Ma lecture des faits me rend plus réservé. Il y a certainement des raisons de se réjouir de l’abandon des politiques inflationnistes et d’une meilleure gouvernance dans une grande partie du monde en développement. Globalement, ces développements renforcent la résilience d’une économie aux chocs et préviennent l’effondrement économique.
Mais entamer et maintenir une croissance rapide requiert un peu plus : des politiques visant à stimuler la production ce qui encourage un processus constant de changements structurels et génèrent de l’emploi dans les nouvelles activités économiques. Une croissance fondée sur les afflux de capitaux ou un boom des matières premières ne dure jamais longtemps. Une croissance durable requiert des incitations innovantes pour encourager l’investissement du secteur privé dans les nouvelles industries – avec le moins de corruption possible et des compétences appropriées.
Si l’on s’en tient à l’histoire, l’éventail des pays susceptibles d’y parvenir sera réduit.

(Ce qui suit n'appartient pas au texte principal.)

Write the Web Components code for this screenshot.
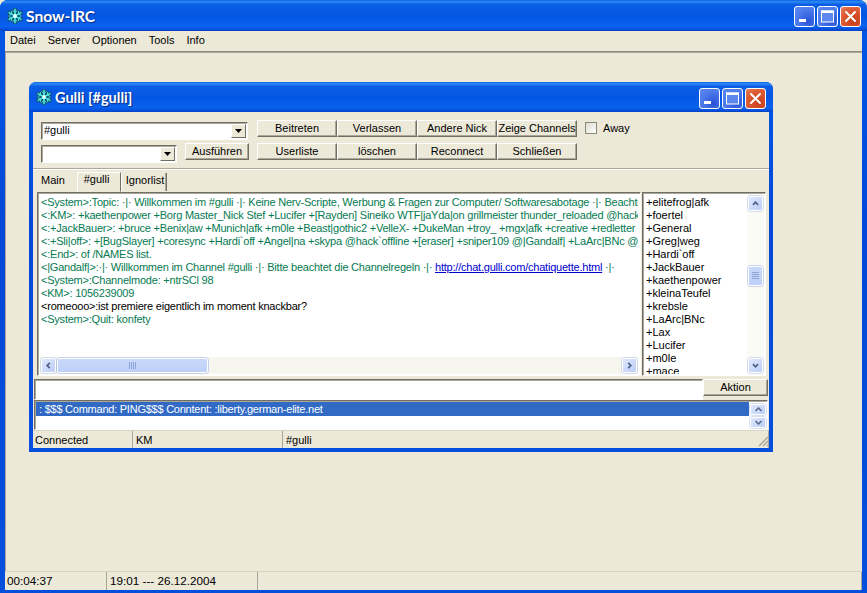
<!DOCTYPE html>
<html><head><meta charset="utf-8"><title>Snow-IRC</title>
<style>
html,body{margin:0;padding:0;background:#ece9d8;overflow:hidden}
body{font:11px "Liberation Sans","Noto Sans",sans-serif;color:#000}
</style></head><body>
<xp-window id="main" caption="Snow-IRC" style="width:867px;height:593px;--bw:5px;--bb:3px;--tb:31px;--title:15.6px;--icon-l:7px;--btn-r:6px;--top-r:8px">
  <xp-menu><span>Datei</span><span>Server</span><span>Optionen</span><span>Tools</span><span>Info</span></xp-menu>
  <mdi-desk>
    <xp-window id="child" caption="Gulli [#gulli]" style="position:absolute;left:24px;top:30px;width:744px;height:370px;--bw:4px;--bb:4px;--tb:30px;--title:14.5px;--icon-l:7px;--btn-r:7px;--top-r:7px">
      <chat-view></chat-view>
    </xp-window>
  </mdi-desk>
  <status-bar big cols="102px 150px 1fr"><span>00:04:37</span><span>19:01 --- 26.12.2004</span><span></span></status-bar>
</xp-window>
<script>
const def=(n,css,html,ext={})=>{customElements.define(n,class extends HTMLElement{
  constructor(){super();this.attachShadow({mode:'open'}).innerHTML=`<style>${css}</style>${html}`;}
  connectedCallback(){ext.init&&ext.init.call(this);}
});};
const flake='M8 1.2v13.6M2.1 4.6l11.8 6.8M13.9 4.6L2.1 11.4';
const ticks='M5.8 2.6L8 4.6l2.2-2M5.8 13.4L8 11.4l2.2 2M2.2 7.2L4.9 6.2 4.3 3.4M13.8 7.2L11.1 6.2l.6-2.8M2.2 8.8l2.7 1-.6 2.8M13.8 8.8l-2.7 1 .6 2.8';
const snow=`<svg viewBox="0 0 16 16" width="16" height="16"><g stroke="#12506e" stroke-linecap="round" fill="none"><path d="${flake}" stroke-width="3.4"/><path d="${ticks}" stroke-width="2.4"/></g><g stroke="#4fe8e0" stroke-linecap="round" fill="none"><path d="${flake}" stroke-width="1.6"/><path d="${ticks}" stroke-width="1"/></g><circle cx="8" cy="8" r="2" fill="#d8fffb"/></svg>`;
def('xp-window',`
:host{display:flex;flex-direction:column;box-sizing:border-box;background:linear-gradient(#0058e6,#0348d8 40%,#0450dc);border-radius:var(--top-r) var(--top-r) 0 0;overflow:hidden}
.tb{flex:none;height:var(--tb);display:flex;align-items:center;padding-left:var(--icon-l);padding-right:var(--btn-r);
 background:linear-gradient(#0a63e8 0,#2f8bf5 6%,#0b5ee6 14%,#0556e2 50%,#0a62ee 85%,#0650dc 95%,#033fc4 100%);color:#fff}
.ic{flex:none;display:flex;margin-right:3px}
.cap{flex:1;font:bold var(--title) "Lato","Open Sans",sans-serif;text-shadow:1px 1px 1px #0a2a8a;white-space:nowrap}
.b{flex:none;width:21px;height:21px;box-sizing:border-box;border:1px solid #fff;border-radius:3px;margin:2px 0 0 2px;
 background:radial-gradient(circle at 70% 75%,#2a53d8,#4a78ea 55%,#5f8cf0)}
.b.x{background:radial-gradient(circle at 70% 75%,#c8401c,#dd5a32 60%,#e6825e)}
.b svg{display:block;width:19px;height:19px}
.cl{flex:1;min-height:0;margin:0 var(--bw) var(--bb);background:#ece9d8;display:flex;flex-direction:column}
`,`<div class="tb"><span class="ic">${snow}</span><span class="cap"></span>
<span class="b"><svg viewBox="0 0 19 19"><rect x="4" y="12" width="7" height="3" fill="#fff"/></svg></span>
<span class="b"><svg viewBox="0 0 19 19"><rect x="3.5" y="4" width="12" height="11" fill="#5c88ee" stroke="#fff" stroke-width="1"/><rect x="3" y="3.5" width="13" height="2.5" fill="#fff"/></svg></span>
<span class="b x"><svg viewBox="0 0 19 19"><path d="M5 5l9 9M14 5l-9 9" stroke="#fff" stroke-width="2" stroke-linecap="round"/></svg></span></div>
<div class="cl"><slot></slot></div>`,{init(){this.shadowRoot.querySelector('.cap').textContent=this.getAttribute('caption');}});
def('xp-menu',`:host{display:flex;flex:none;height:18px;padding:0 0 2px 5px;align-items:center;gap:12px;border-bottom:1px solid #8f8c7c;box-shadow:0 1px 0 #fff;font-size:11px}`,`<slot></slot>`);
def('mdi-desk',`:host{display:block;flex:1;position:relative;min-height:0;box-shadow:inset 1px 1px 0 #aca899}`,`<slot></slot>`);
def('status-bar',`:host{display:grid;flex:none;height:19px;align-items:stretch;column-gap:1px;box-sizing:border-box;border-top:1px solid #d8d4c2;font-size:11px;line-height:18px}
:host([big]){font-size:11.7px}
::slotted(span){padding-left:2px;border-right:1px solid #aca899;white-space:nowrap;overflow:hidden}`,`<slot></slot>`,{init(){this.style.gridTemplateColumns=this.getAttribute('cols');}});
def('xp-button',`:host{display:flex;align-items:center;justify-content:center;box-sizing:border-box;height:17px;padding-bottom:1px;background:#ece9d8;border:1px solid;border-color:#fff #716f64 #716f64 #fff;box-shadow:inset -1px -1px 0 #aca899;font-size:11px;white-space:nowrap}`,`<slot></slot>`);
def('xp-combo',`:host{display:flex;box-sizing:border-box;height:18px;background:#fff;border:1px solid;border-color:#716f64 #fff #fff #716f64;box-shadow:inset 1px 1px 0 #aca899;font-size:11px;line-height:12px;padding:1px 1px 1px 2px}
.t{flex:1;overflow:hidden}.a{flex:none;width:15px;background:#ece9d8;border:1px solid;border-color:#fff #716f64 #716f64 #fff;box-sizing:border-box;display:flex;align-items:center;justify-content:center}`,
`<span class="t"><slot></slot></span><span class="a"><svg width="7" height="4" viewBox="0 0 7 4"><path d="M0 0h7L3.5 4z" fill="#000"/></svg></span>`);
const arrow={up:'M3 9l4-4 4 4',down:'M3 5l4 4 4-4',left:'M9 3L5 7l4 4',right:'M5 3l4 4-4 4'};
const sb=d=>`<span class="sb"><svg width="9" height="9" viewBox="0 0 14 14"><path d="${arrow[d]}" fill="none" stroke="#4d6185" stroke-width="2.6"/></svg></span>`;
def('xp-scroll',`:host{display:flex;flex:none;box-sizing:border-box;background:#f7f6ee;padding:1px}
:host([orient=h]){flex-direction:row;height:17px}
:host([orient=v]){flex-direction:column;width:17px;background:#fbfbf6}
.sb{flex:none;box-sizing:border-box;width:15px;height:15px;border:1px solid #fff;border-radius:2px;background:linear-gradient(135deg,#dfe8fd,#bccdf6);display:flex;align-items:center;justify-content:center;box-shadow:0 0 0 .5px #aebde0}
.th{flex:none;box-sizing:border-box;border:1px solid #fff;border-radius:2px;background:linear-gradient(#c9d8fa,#bdd0f8);box-shadow:0 0 0 .5px #98ade0;display:flex;align-items:center;justify-content:center;color:#8fa5d8}
.sp{flex:none}.fl{flex:1}`,``,{init(){
 const o=this.getAttribute('orient'),a=this.getAttribute('start'),s=this.getAttribute('size');
 const h=o==='h',st=h?`width:${a}px`:`height:${a}px`,ts=h?`width:${s}px`:`height:${s}px`;
 const grip=h?`<svg width="8" height="7"><path d="M.5 0v7M2.5 0v7M4.5 0v7M6.5 0v7" stroke="#8fa5d8"/></svg>`:`<svg width="7" height="8"><path d="M0 .5h7M0 2.5h7M0 4.5h7M0 6.5h7" stroke="#8fa5d8"/></svg>`;
 this.shadowRoot.innerHTML+=`${sb(h?'left':'up')}<span class="sp" style="${st}"></span><span class="th" style="${ts}">${grip}</span><span class="fl"></span>${sb(h?'right':'down')}`;
}});
def('chat-view',`
:host{display:flex;flex-direction:column;flex:1;min-height:0;font-size:11px}
.tools{flex:none;height:57px;box-sizing:border-box;border-bottom:1px solid #aca899;box-shadow:0 1px 0 #fff;padding:8px 0 0 8px;display:flex;flex-direction:column;gap:3px}
.r{display:flex;align-items:flex-start}
.bs{display:flex}.bs xp-button{width:80px}
.tabs{flex:none;display:flex;align-items:flex-end;height:23px;padding:1px 0 1px 3px;box-sizing:border-box}
.tab{box-sizing:border-box;height:18px;line-height:15px;border-right:1px solid #716f64}
.tab.m{width:41px;padding-left:5px;border:0}
.tab.a{width:44px;height:20px;text-align:center;background:#ece9d8;border:1px solid;border-color:#fff #716f64 #ece9d8 #fff;margin-bottom:-1px;line-height:13px;padding-right:5px}
.tab.i{width:46px;text-align:center;border-left:1px solid #fff;box-shadow:inset -1px 0 0 #aca899;padding-left:2px}
.mid{flex:none;height:184px;margin:0 3px 0 4px;display:flex;gap:1px}
.sunk{box-sizing:border-box;border:1px solid;border-color:#716f64 #fff #fff #716f64;box-shadow:inset 1px 1px 0 #aca899;background:#fff;display:flex;overflow:hidden;padding:2px}
.log{flex:none;width:604px;flex-direction:column;padding-bottom:1px}
.txt{flex:1;min-height:0;overflow:hidden;padding:1px 0 0 1px;line-height:13px;white-space:nowrap;color:#067a52;letter-spacing:-.22px}
.txt div{height:13px}.txt .k{color:#000}.txt a{color:#0000d0;text-decoration:underline}
.lst{flex:1;padding:2px 1px 1px 2px}
.names{flex:1;overflow:hidden;line-height:13px;padding:1px 0 0 1px}
.names div{height:13px}
.inp{flex:none;height:21px;margin:3px 1px 0 1px;display:flex}
.inp .sunk{flex:1;padding:0}
.inp xp-button{width:65px}
.out{flex:none;height:30px;margin:0 1px;flex-direction:row;padding:1px 1px 1px 1px;font-size:11px}
.rows{flex:1;min-width:0}.sel{height:14px;line-height:14px;background:#316ac5;color:#fff;padding-left:3px;white-space:nowrap;letter-spacing:-.24px}
.mini{flex:none;width:16px;display:flex;flex-direction:column;gap:2px;margin-left:1px;padding-top:2px}
.mini span{height:11px;box-sizing:border-box;border:1px solid #fff;border-radius:2px;background:linear-gradient(135deg,#dfe8fd,#bccdf6);display:flex;align-items:center;justify-content:center;box-shadow:0 0 0 .5px #aebde0}
.foot{position:relative;flex:1;min-height:0;display:flex}
.foot status-bar{flex:1;height:auto}
.grip{position:absolute;right:0;bottom:1px}
.cb{display:flex;align-items:center;margin:2px 0 0 8px;gap:6px}.cb i{width:10px;height:10px;border:1px solid #8a8a7a;background:linear-gradient(135deg,#dcdcd2,#fff);display:block}
`,`
<div class="tools">
 <div class="r"><xp-combo style="width:207px;margin:2px 9px 0 0">#gulli</xp-combo>
  <div class="bs"><xp-button>Beitreten</xp-button><xp-button>Verlassen</xp-button><xp-button>Andere Nick</xp-button><xp-button>Zeige Channels</xp-button></div>
  <span class="cb"><i></i>Away</span></div>
 <div class="r"><xp-combo style="width:136px;margin:2px 8px 0 0">&nbsp;</xp-combo>
  <xp-button style="width:64px;margin-right:8px">Ausführen</xp-button>
  <div class="bs"><xp-button>Userliste</xp-button><xp-button>löschen</xp-button><xp-button>Reconnect</xp-button><xp-button>Schließen</xp-button></div></div>
</div>
<div class="tabs"><span class="tab m">Main</span><span class="tab a">#gulli</span><span class="tab i">Ignorlist</span></div>
<div class="mid">
 <div class="sunk log"><div class="txt">
  <div>&lt;System&gt;:Topic: ·|· Willkommen im #gulli ·|· Keine Nerv-Scripte, Werbung &amp; Fragen zur Computer/ Softwaresabotage ·|· Beachtet</div>
  <div>&lt;:KM&gt;: +kaethenpower +Borg Master_Nick Stef +Lucifer +[Rayden] Sineiko WTF|jaYda|on grillmeister thunder_reloaded @hack</div>
  <div>&lt;:+JackBauer&gt;: +bruce +Benix|aw +Munich|afk +m0le +Beast|gothic2 +VelleX- +DukeMan +troy_ +mgx|afk +creative +redletter</div>
  <div>&lt;:+Sli|off&gt;: +[BugSlayer] +coresync +Hardi&#96;off +Angel|na +skypa @hack&#96;offline +[eraser] +sniper109 @|Gandalf| +LaArc|BNc @|</div>
  <div>&lt;:End&gt;: of /NAMES list.</div>
  <div>&lt;|Gandalf|&gt;:·|· Willkommen im Channel #gulli ·|· Bitte beachtet die Channelregeln ·|· <a>http://chat.gulli.com/chatiquette.html</a> ·|·</div>
  <div>&lt;System&gt;:Channelmode: +ntrSCl 98</div>
  <div>&lt;KM&gt;: 1056239009</div>
  <div class="k">&lt;romeooo&gt;:ist premiere eigentlich im moment knackbar?</div>
  <div>&lt;System&gt;:Quit: konfety</div>
 </div><xp-scroll orient="h" start="1" size="151"></xp-scroll></div>
 <div class="sunk lst"><div class="names">
  <div>+elitefrog|afk</div><div>+foertel</div><div>+General</div><div>+Greg|weg</div><div>+Hardi&#96;off</div><div>+JackBauer</div><div>+kaethenpower</div><div>+kleinaTeufel</div><div>+krebsle</div><div>+LaArc|BNc</div><div>+Lax</div><div>+Lucifer</div><div>+m0le</div><div>+mace</div>
 </div><xp-scroll orient="v" start="55" size="20"></xp-scroll></div>
</div>
<div class="inp"><div class="sunk"></div><xp-button>Aktion</xp-button></div>
<div class="sunk out"><div class="rows"><div class="sel">: $$$ Command: PING$$$ Conntent: :liberty.german-elite.net</div></div>
 <div class="mini"><span><svg width="7" height="5" viewBox="0 0 7 5"><path d="M.5 4l3-3 3 3" fill="none" stroke="#4d6185" stroke-width="1.4"/></svg></span><span><svg width="7" height="5" viewBox="0 0 7 5"><path d="M.5 1l3 3 3-3" fill="none" stroke="#4d6185" stroke-width="1.4"/></svg></span></div></div>
<div class="foot"><status-bar cols="100px 149px 1fr"><span>Connected</span><span>KM</span><span>#gulli</span></status-bar>
 <svg class="grip" width="12" height="12"><path d="M11 2L2 11M11 6L6 11M11 10L10 11" stroke="#aca899" stroke-width="1.5"/></svg></div>
`);
</script>
</body></html>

Donc, même s’il y a moins d’effondrements économiques du fait d’une meilleure gestion macroéconomique, la croissance forte risque de préserver son caractère épisodique et exceptionnel. Les performances pourraient en moyenne s’avérer meilleures que par le passé, mais certainement pas aussi extraordinaires que l’envisagent les optimistes.
La grande question pour l’économie mondiale est de savoir si les pays avancés en détresse économique seront capables de faire plus de place aux pays en développement à la croissance plus rapide, et dont les performances dépendront largement de leur capacité à faire des incursions dans les industries manufacturières et de services, secteurs dans lesquels les pays riches sont traditionnellement dominants. Les effets sur l’emploi dans les pays avancés seraient problématiques, surtout compte tenu de l’actuelle pénurie d’emplois à hauts revenus. De considérables conflits sociaux pourraient devenir inévitables, ce qui fragiliserait le soutien politique en faveur de l’ouverture économique.
A terme, il semble inévitable que l’économie globale d’après crise connaisse une plus grande convergence. Mais une inversion majeure dans le cours des destins des pays riches et pauvres ne semble ni probable économiquement ni plausible politiquement.